§ What is required
Reproduce the listing word for word, leaving every picture behind.
---------- Data provided ----------
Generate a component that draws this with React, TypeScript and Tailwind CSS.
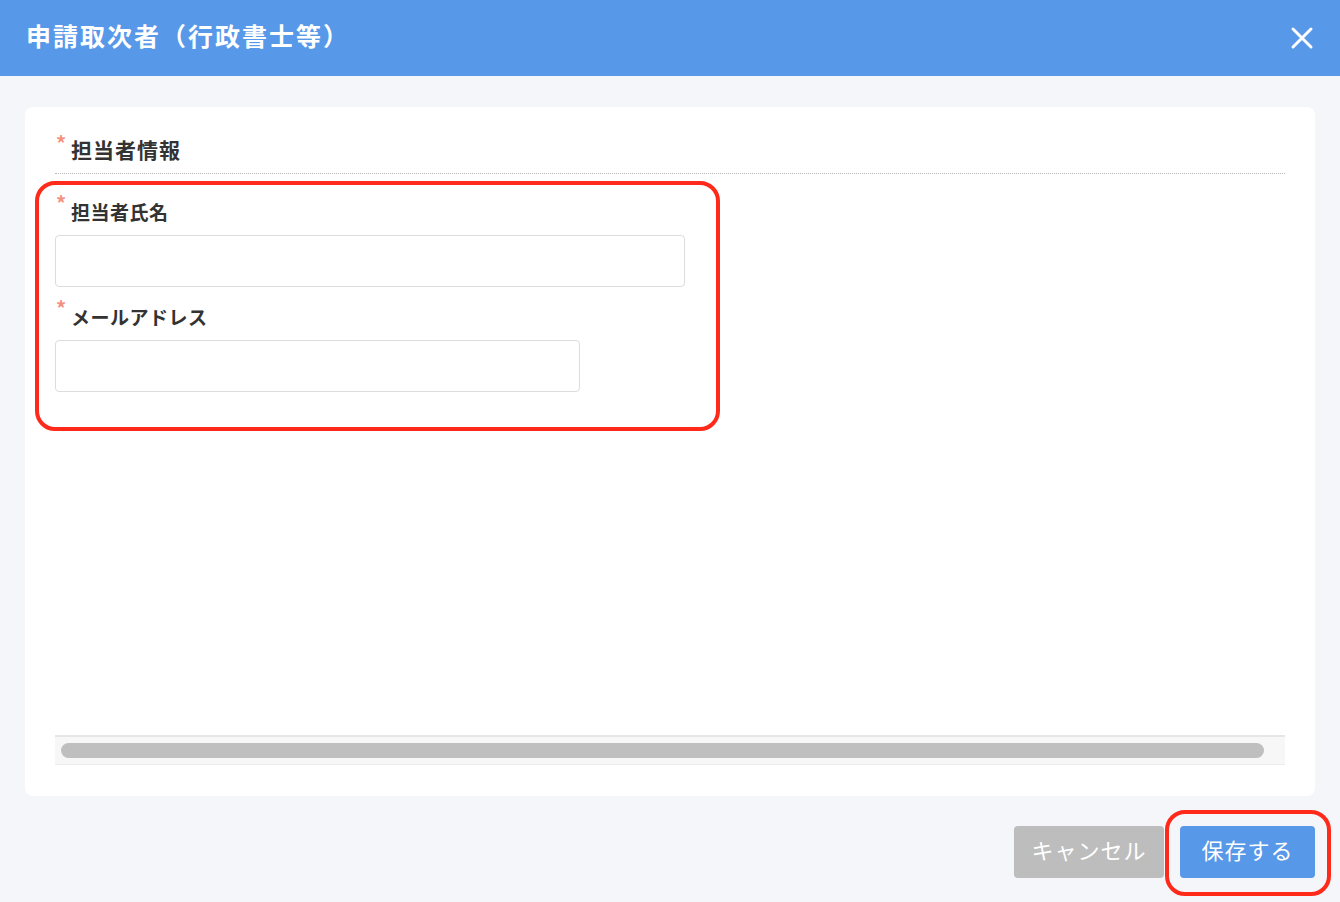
import React from "react";

const font = { fontFamily: '"Noto Sans CJK JP", "Noto Sans", sans-serif' };

const Required = () => (
  <span className="w-[16px] self-start pl-[1px] text-[20px] font-bold leading-[16px] text-[#f5907f]">*</span>
);

const Field = ({ label, width }: { label: string; width: string }) => (
  <div className="flex flex-col">
    <div className="flex h-[30px] items-end">
      <Required />
      <span className="text-[19px] font-bold leading-[27px] tracking-[0.5px] text-[#333]">{label}</span>
    </div>
    <input
      type="text"
      className={`mt-[10px] h-[52px] ${width} rounded-[4px] border border-[#dcdcdc] bg-white px-3 outline-none`}
    />
  </div>
);

export default function App() {
  return (
    <div className="relative flex min-h-[902px] w-[1340px] flex-col bg-[#f5f6fa]" style={font}>
      <header className="flex h-[76px] items-center justify-between bg-[#5898e8] pb-[4px] pl-[26px] pr-[26px]">
        <h1 className="text-[25px] font-bold tracking-[2px] text-white">申請取次者（行政書士等）</h1>
        <button className="mt-[4px] text-white">
          <svg width="24" height="24" viewBox="0 0 24 24" fill="none" stroke="currentColor" strokeWidth="3" strokeLinecap="round">
            <path d="M3 3 21 21M21 3 3 21" />
          </svg>
        </button>
      </header>

      <main className="flex flex-col px-[25px] pt-[31px]">
        <section className="flex h-[689px] flex-col rounded-[8px] bg-white px-[30px] pb-[31px] pt-[28px]">
          <div className="flex flex-1 flex-col">
            <div className="flex items-end border-b border-dotted border-[#b8b8b8] pb-[10px]">
              <Required />
              <h2 className="text-[21px] font-bold leading-[28px] tracking-[1px] text-[#333]">担当者情報</h2>
            </div>
            <div className="mt-[21px] flex flex-col gap-[13px]">
              <Field label="担当者氏名" width="w-[630px]" />
              <Field label="メールアドレス" width="w-[525px]" />
            </div>
          </div>
          <div className="border-t-2 border-[#e6e6e6] bg-[#f7f7f7] px-[6px] py-[6px] border-b border-b-[#ececec]">
            <div className="h-[15px] rounded-full bg-[#bfbfbf] mr-[15px]" />
          </div>
        </section>

        <div className="mt-[30px] flex justify-end gap-[16px]">
          <button className="h-[52px] w-[150px] rounded-[4px] bg-[#bdbdbd] pb-[5px] text-[22px] tracking-[1px] text-white">
            キャンセル
          </button>
          <button className="h-[52px] w-[135px] rounded-[4px] bg-[#5898e8] pb-[5px] text-[22px] tracking-[1px] text-white">
            保存する
          </button>
        </div>
      </main>

      {/* annotation outlines */}
      <div className="pointer-events-none absolute left-[35px] top-[181px] h-[250px] w-[685px] rounded-[20px] border-[4px] border-[#ff2a1a]" />
      <div className="pointer-events-none absolute left-[1165px] top-[810px] h-[86px] w-[166px] rounded-[20px] border-[4px] border-[#ff2a1a]" />
    </div>
  );
}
----------
§ Solution to the problem
Generate a component that draws this with React, TypeScript and Tailwind CSS.
import React from "react";

const font = { fontFamily: '"Noto Sans CJK JP", "Noto Sans", sans-serif' };

const Required = () => (
  <span className="w-[16px] self-start pl-[1px] text-[20px] font-bold leading-[16px] text-[#f5907f]">*</span>
);

const Field = ({ label, width }: { label: string; width: string }) => (
  <div className="flex flex-col">
    <div className="flex h-[30px] items-end">
      <Required />
      <span className="text-[19px] font-bold leading-[27px] tracking-[0.5px] text-[#333]">{label}</span>
    </div>
    <input
      type="text"
      className={`mt-[10px] h-[52px] ${width} rounded-[4px] border border-[#dcdcdc] bg-white px-3 outline-none`}
    />
  </div>
);

export default function App() {
  return (
    <div className="relative flex min-h-[902px] w-[1340px] flex-col bg-[#f5f6fa]" style={font}>
      <header className="flex h-[76px] items-center justify-between bg-[#5898e8] pb-[4px] pl-[26px] pr-[26px]">
        <h1 className="text-[25px] font-bold tracking-[2px] text-white">申請取次者（行政書士等）</h1>
        <button className="mt-[4px] text-white">
          <svg width="24" height="24" viewBox="0 0 24 24" fill="none" stroke="currentColor" strokeWidth="3" strokeLinecap="round">
            <path d="M3 3 21 21M21 3 3 21" />
          </svg>
        </button>
      </header>

      <main className="flex flex-col px-[25px] pt-[31px]">
        <section className="flex h-[689px] flex-col rounded-[8px] bg-white px-[30px] pb-[31px] pt-[28px]">
          <div className="flex flex-1 flex-col">
            <div className="flex items-end border-b border-dotted border-[#b8b8b8] pb-[10px]">
              <Required />
              <h2 className="text-[21px] font-bold leading-[28px] tracking-[1px] text-[#333]">担当者情報</h2>
            </div>
            <div className="mt-[21px] flex flex-col gap-[13px]">
              <Field label="担当者氏名" width="w-[630px]" />
              <Field label="メールアドレス" width="w-[525px]" />
            </div>
          </div>
          <div className="border-t-2 border-[#e6e6e6] bg-[#f7f7f7] px-[6px] py-[6px] border-b border-b-[#ececec]">
            <div className="h-[15px] rounded-full bg-[#bfbfbf] mr-[15px]" />
          </div>
        </section>

        <div className="mt-[30px] flex justify-end gap-[16px]">
          <button className="h-[52px] w-[150px] rounded-[4px] bg-[#bdbdbd] pb-[5px] text-[22px] tracking-[1px] text-white">
            キャンセル
          </button>
          <button className="h-[52px] w-[135px] rounded-[4px] bg-[#5898e8] pb-[5px] text-[22px] tracking-[1px] text-white">
            保存する
          </button>
        </div>
      </main>

      {/* annotation outlines */}
      <div className="pointer-events-none absolute left-[35px] top-[181px] h-[250px] w-[685px] rounded-[20px] border-[4px] border-[#ff2a1a]" />
      <div className="pointer-events-none absolute left-[1165px] top-[810px] h-[86px] w-[166px] rounded-[20px] border-[4px] border-[#ff2a1a]" />
    </div>
  );
}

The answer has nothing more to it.